Partido Republicano mantém-se fiel a Trump

Embora fosse difícil ler as provas da acusação e não ficar perturbado com a alegada conduta de Trump, os republicanos retrataram-na imediatamente como sendo partidária, refletindo o forte controlo do ex-presidente sobre o seu partido e o facto de os seus eleitores de base terem reagido às suas anteriores acusações redobrando o seu apoio e aumentando a sua angariação de fundos.

O governador da Florida, Ron DeSantis, tem a ganhar nas primárias do Partido Republicano com qualquer erosão das perspetivas políticas de Trump.

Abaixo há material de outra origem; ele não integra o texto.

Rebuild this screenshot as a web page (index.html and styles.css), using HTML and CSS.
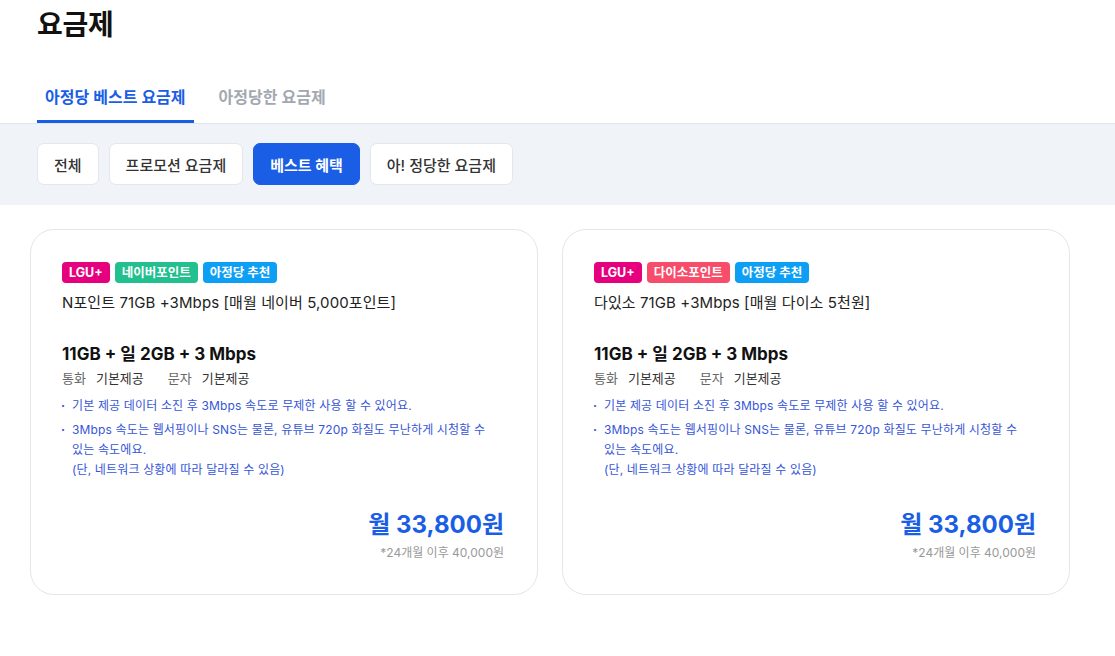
FILE: index.html
```html
<!DOCTYPE html>
<html lang="ko">
<head>
<meta charset="utf-8">
<title>요금제</title>
<link rel="stylesheet" href="styles.css">
</head>
<body>
<header class="head">
  <h1 class="title">요금제</h1>
  <nav class="tabs">
    <a class="tab active">아정당 베스트 요금제</a>
    <a class="tab">아정당한 요금제</a>
  </nav>
</header>
<section class="filter">
  <button class="chip">전체</button>
  <button class="chip">프로모션 요금제</button>
  <button class="chip on">베스트 혜택</button>
  <button class="chip">아! 정당한 요금제</button>
</section>
<main class="cards">
  <article class="card">
    <div class="badges">
      <span class="badge lgu">LGU+</span>
      <span class="badge naver">네이버포인트</span>
      <span class="badge rec">아정당 추천</span>
    </div>
    <p class="name">N포인트 71GB +3Mbps [매월 네이버 5,000포인트]</p>
    <p class="spec">11GB + 일 2GB + 3 Mbps</p>
    <p class="calls"><span class="lbl">통화</span><span class="val">기본제공</span><span class="lbl">문자</span><span class="val">기본제공</span></p>
    <ul class="notes">
      <li>기본 제공 데이터 소진 후 3Mbps 속도로 무제한 사용 할 수 있어요.</li>
      <li>3Mbps 속도는 웹서핑이나 SNS는 물론, 유튜브 720p 화질도 무난하게 시청할 수 있는 속도에요.<br>(단, 네트워크 상황에 따라 달라질 수 있음)</li>
    </ul>
    <div class="price">
      <p class="amount">월 33,800원</p>
      <p class="after">*24개월 이후 40,000원</p>
    </div>
  </article>
  <article class="card">
    <div class="badges">
      <span class="badge lgu">LGU+</span>
      <span class="badge daiso">다이소포인트</span>
      <span class="badge rec">아정당 추천</span>
    </div>
    <p class="name">다있소 71GB +3Mbps [매월 다이소 5천원]</p>
    <p class="spec">11GB + 일 2GB + 3 Mbps</p>
    <p class="calls"><span class="lbl">통화</span><span class="val">기본제공</span><span class="lbl">문자</span><span class="val">기본제공</span></p>
    <ul class="notes">
      <li>기본 제공 데이터 소진 후 3Mbps 속도로 무제한 사용 할 수 있어요.</li>
      <li>3Mbps 속도는 웹서핑이나 SNS는 물론, 유튜브 720p 화질도 무난하게 시청할 수 있는 속도에요.<br>(단, 네트워크 상황에 따라 달라질 수 있음)</li>
    </ul>
    <div class="price">
      <p class="amount">월 33,800원</p>
      <p class="after">*24개월 이후 40,000원</p>
    </div>
  </article>
</main>
</body>
</html>
```
FILE: styles.css
```css
* { box-sizing: border-box; }
html, body { margin: 0; padding: 0; background: #fff; }
body {
  font-family: "Inter", "Noto Sans CJK KR", sans-serif;
  color: #222;
  width: 1115px;
}
p { margin: 0; }

.head { padding: 0 0 0 37px; }
.title {
  margin: 0;
  padding-top: 8px;
  font-size: 28px;
  line-height: 34px;
  font-weight: 700;
  color: #111;
  letter-spacing: -0.3px;
}
.tabs {
  display: flex;
  gap: 17px;
  margin-top: 37px;
}
.tab {
  display: block;
  padding: 0 8px;
  height: 44px;
  line-height: 36px;
  font-size: 16px;
  font-weight: 600;
  color: #a3a8b0;
  border-bottom: 3px solid transparent;
}
.tab.active {
  color: #1a5ee6;
  border-bottom-color: #1a5ee6;
}

.filter {
  display: flex;
  gap: 10px;
  padding: 19px 37px 20px;
  background: #f0f3f8;
  border-top: 1px solid #e2e7ee;
}
.chip {
  font-family: inherit;
  height: 42px;
  padding: 0 16px;
  font-size: 15px;
  font-weight: 500;
  color: #333;
  background: #fff;
  border: 1px solid #e3e7ed;
  border-radius: 7px;
}
.chip.on {
  background: #1a5ee6;
  border-color: #1a5ee6;
  color: #fff;
  font-weight: 700;
}

.cards {
  display: flex;
  gap: 24px;
  padding: 24px 30px;
}
.card {
  width: 508px;
  height: 366px;
  border: 1px solid #e4e6ea;
  border-radius: 24px;
  padding: 32px 33px 0 31px;
  display: flex;
  flex-direction: column;
}
.badges { display: flex; gap: 5px; }
.badge {
  height: 21px;
  line-height: 21px;
  padding: 0 7px;
  border-radius: 4px;
  color: #fff;
  font-size: 12.5px;
  font-weight: 700;
}
.lgu { background: #e6007e; }
.naver { background: #22c08f; }
.daiso { background: #f74d6a; }
.rec { background: #0d9ff5; }

.name {
  margin-top: 8px;
  font-size: 15px;
  line-height: 24px;
  color: #222;
  letter-spacing: 0.1px;
}
.spec {
  margin-top: 27px;
  font-size: 17px;
  line-height: 24px;
  font-weight: 700;
  color: #111;
}
.calls {
  margin-top: 2px;
  font-size: 13px;
  line-height: 20px;
  display: flex;
}
.calls .lbl { color: #666; margin-right: 10px; }
.calls .val { color: #333; margin-right: 24px; }

.notes {
  list-style: none;
  margin: 8px 0 0;
  padding: 0;
  font-size: 12px;
  line-height: 20px;
  color: #3656d8;
  word-break: keep-all;
  letter-spacing: 0.15px;
}
.notes li {
  position: relative;
  padding-left: 10px;
  margin-bottom: 4px;
  padding-right: 8px;
}
.notes li::before {
  content: "·";
  position: absolute;
  left: -1px;
  top: 0;
  color: #3656d8;
  font-weight: 700;
}

.price {
  margin-top: auto;
  margin-bottom: 32px;
  text-align: right;
}
.amount {
  font-size: 24px;
  line-height: 30px;
  font-weight: 700;
  color: #1a5ee6;
}
.after {
  margin-top: 4px;
  font-size: 12px;
  line-height: 18px;
  color: #999;
}
```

Mas apesar de ter deixado claro na noite de terça-feira que não tinha lido a acusação, o licenciado em Direito de Harvard e antigo advogado da Marinha dos EUA insinuou que o ex-presidente não poderia ter um julgamento justo em Washington.

O presidente da Câmara dos Representantes, Kevin McCarthy, que uma vez disse que Trump era responsável pelo motim no Capitólio, criticou a acusação como uma tentativa de “atacar o líder da nomeação republicana, o presidente Trump”.

E até mesmo o senador do Wyoming, John Barrasso - o primeiro membro da liderança do Partido Republicano no Senado a comentar a acusação -, disse que ela revelava um “sistema de justiça de dois níveis”, adotando uma linha frequentemente ouvida de Trump e seus aliados mais próximos do Partido Republicano da Câmara sobre o atual presidente armando o sistema de justiça.

Alguns republicanos alertaram para o facto de os problemas legais de Trump poderem alienar eleitores independentes críticos. O governador republicano de New Hampshire, Chris Sununu, um crítico de Trump que não está a concorrer à reeleição, por exemplo, disse à CNN que a acusação mostrava que o ex-presidente nunca poderia construir uma maioria vencedora de eleições.

Mas a maior parte da reação do Partido Republicano à acusação foi um lembrete de que, embora a acusação de Smith seja uma tentativa de explicar a presidência aberrante de Trump, ela só vai aprofundar a divisão política dos Estados Unidos.